In Paper Bridges the poet, translator, and Yiddish scholar Kathryn Hellerstein has selected poems from the six books of Yiddish poetry Kadya Molodowsky (1894–1975) published between 1924 and 1974. In her introduction Hellerstein mentions that, according to Jewish legend, when the messiah comes, the Jews will cross into paradise over a paper bridge (p. 32). Molodowsky's use of this folk motif as a theme in her poetry exemplifies its double character, which embraces both social realism and messianic utopianism. The poems are presented in their original Yiddish version and in precise, often evocative, translations. Endnotes elucidate ambiguous meanings of Yiddish words. This allows the reader to partake in some of the choices Hellerstein faced as translator.
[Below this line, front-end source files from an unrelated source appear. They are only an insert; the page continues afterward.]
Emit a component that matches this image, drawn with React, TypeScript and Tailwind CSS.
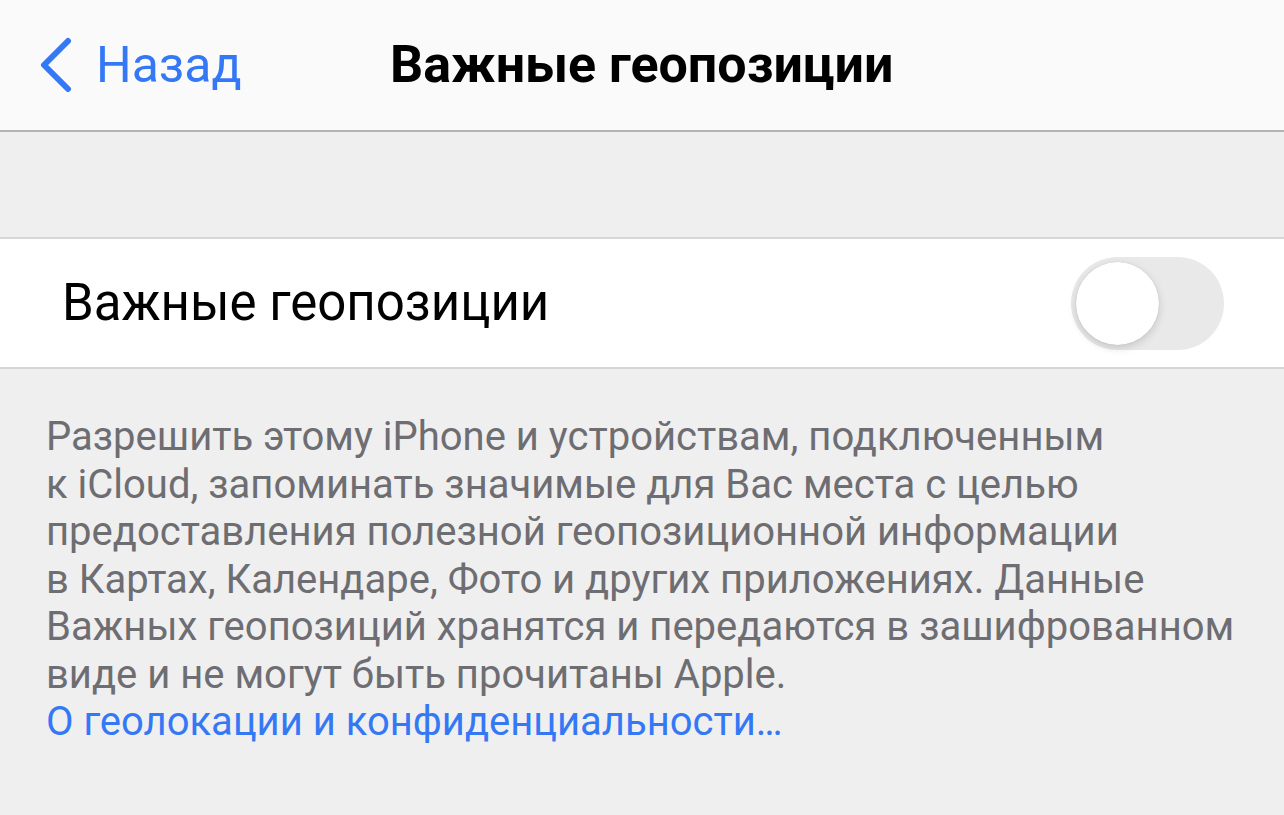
import React from "react";

const footerLines = [
  "Разрешить этому iPhone и устройствам, подключенным",
  "к iCloud, запоминать значимые для Вас места с целью",
  "предоставления полезной геопозиционной информации",
  "в Картах, Календаре, Фото и других приложениях. Данные",
  "Важных геопозиций хранятся и передаются в зашифрованном",
  "виде и не могут быть прочитаны Apple.",
];

function Toggle() {
  return (
    <div className="flex h-[93px] w-[153px] items-center rounded-full bg-[#e9e9e9] p-[5px]">
      <div className="h-[83px] w-[83px] rounded-full bg-white shadow-[0_3px_8px_rgba(0,0,0,0.15),0_0_1px_rgba(0,0,0,0.2)]" />
    </div>
  );
}

export default function App() {
  return (
    <div className="h-[815px] w-[1284px] overflow-hidden bg-[#efefef] font-['Roboto',sans-serif]">
      <header className="relative flex h-[132px] items-center border-b-2 border-[#b4b4b4] bg-[#fafafa]">
        <button className="flex items-center pl-[38px] text-[#3478f6]">
          <svg width="36" height="56" viewBox="0 0 36 56" fill="none">
            <path
              d="M30 4 L6 28 L30 52"
              stroke="currentColor"
              strokeWidth="6"
              strokeLinecap="round"
              strokeLinejoin="round"
            />
          </svg>
          <span className="ml-[22px] text-[50px] leading-none">Назад</span>
        </button>
        <h1 className="absolute left-[390px] text-[52px] font-bold leading-none text-black">
          Важные геопозиции
        </h1>
      </header>

      <div className="h-[105px]" />

      <div className="flex h-[132px] items-center justify-between border-y-2 border-[#d6d6d6] bg-white pl-[62px] pr-[60px]">
        <span className="text-[51px] text-black">Важные геопозиции</span>
        <Toggle />
      </div>

      <div className="px-[46px] pt-[44px] text-[40px] leading-[47.5px] text-[#6d6d72]">
        {footerLines.map((line) => (
          <div key={line} className="whitespace-nowrap">
            {line}
          </div>
        ))}
        <div className="whitespace-nowrap text-[#3478f6]">О геолокации и конфиденциальности…</div>
      </div>
    </div>
  );
}
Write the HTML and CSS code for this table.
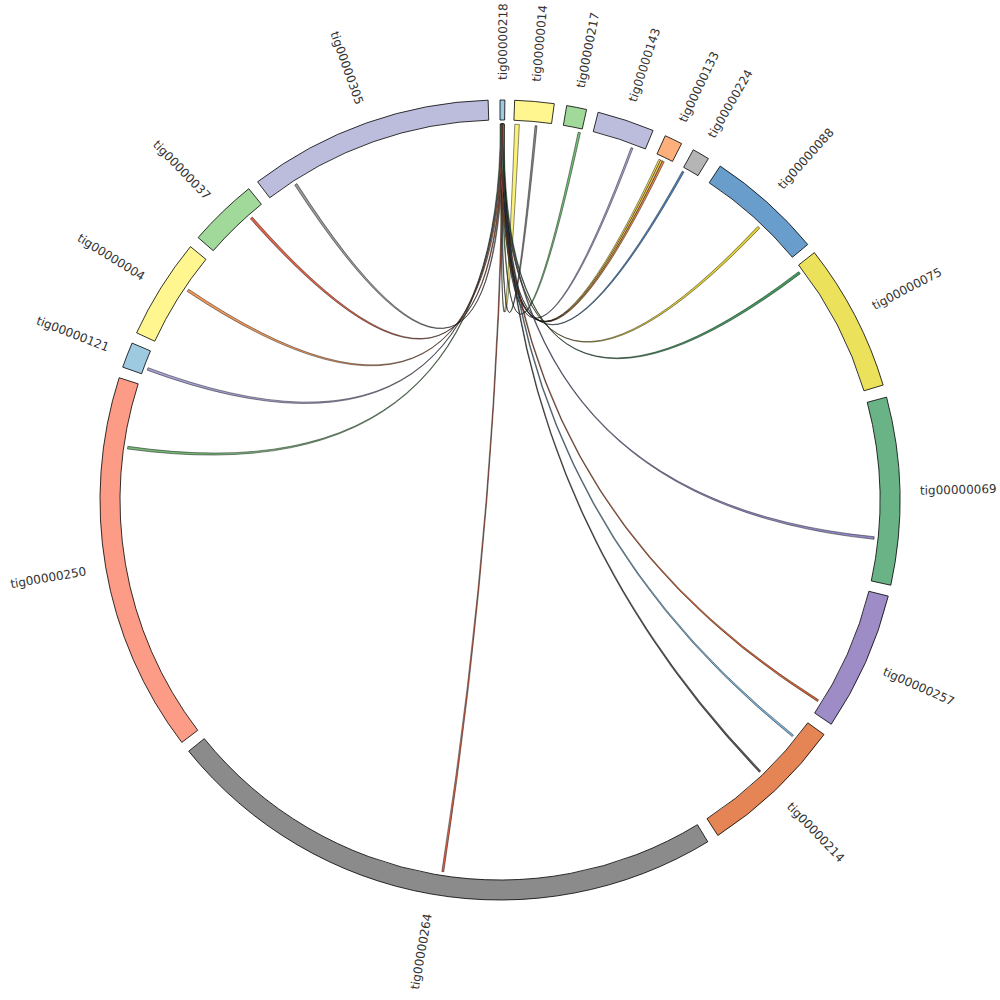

In her note on the translation Hellerstein describes some of the difficulties in translating Yiddish literature into English. The primary obstacle, she writes, is a basic incompatibility between Yiddish, which is rooted deeply in Jewish tradition, and English, with its strong Romance influence, embedded in Christian tradition. The impossibility of conveying the multifaceted Jewish associations in the vocabulary that stems from the Hebrew–Aramaic component of Yiddish is perhaps the strongest argument for the necessity of bilingual editions of Yiddish poetry. Words such as agune (‘abandoned wife’) or tume (‘ritually unclean’) in ‘Froyen-lider’ (‘Women Poems’) from Molodowsky's first collection, Kheshvndike nekht (‘Nights of Heshvan’, 1927), cannot merely be left in their English translation. The translation instead becomes a gateway to the original with the translator as guide, interpreter, and, to a large extent, custodian of a Yiddish poetic language which is mostly obscure and hidden in today's American literary landscape.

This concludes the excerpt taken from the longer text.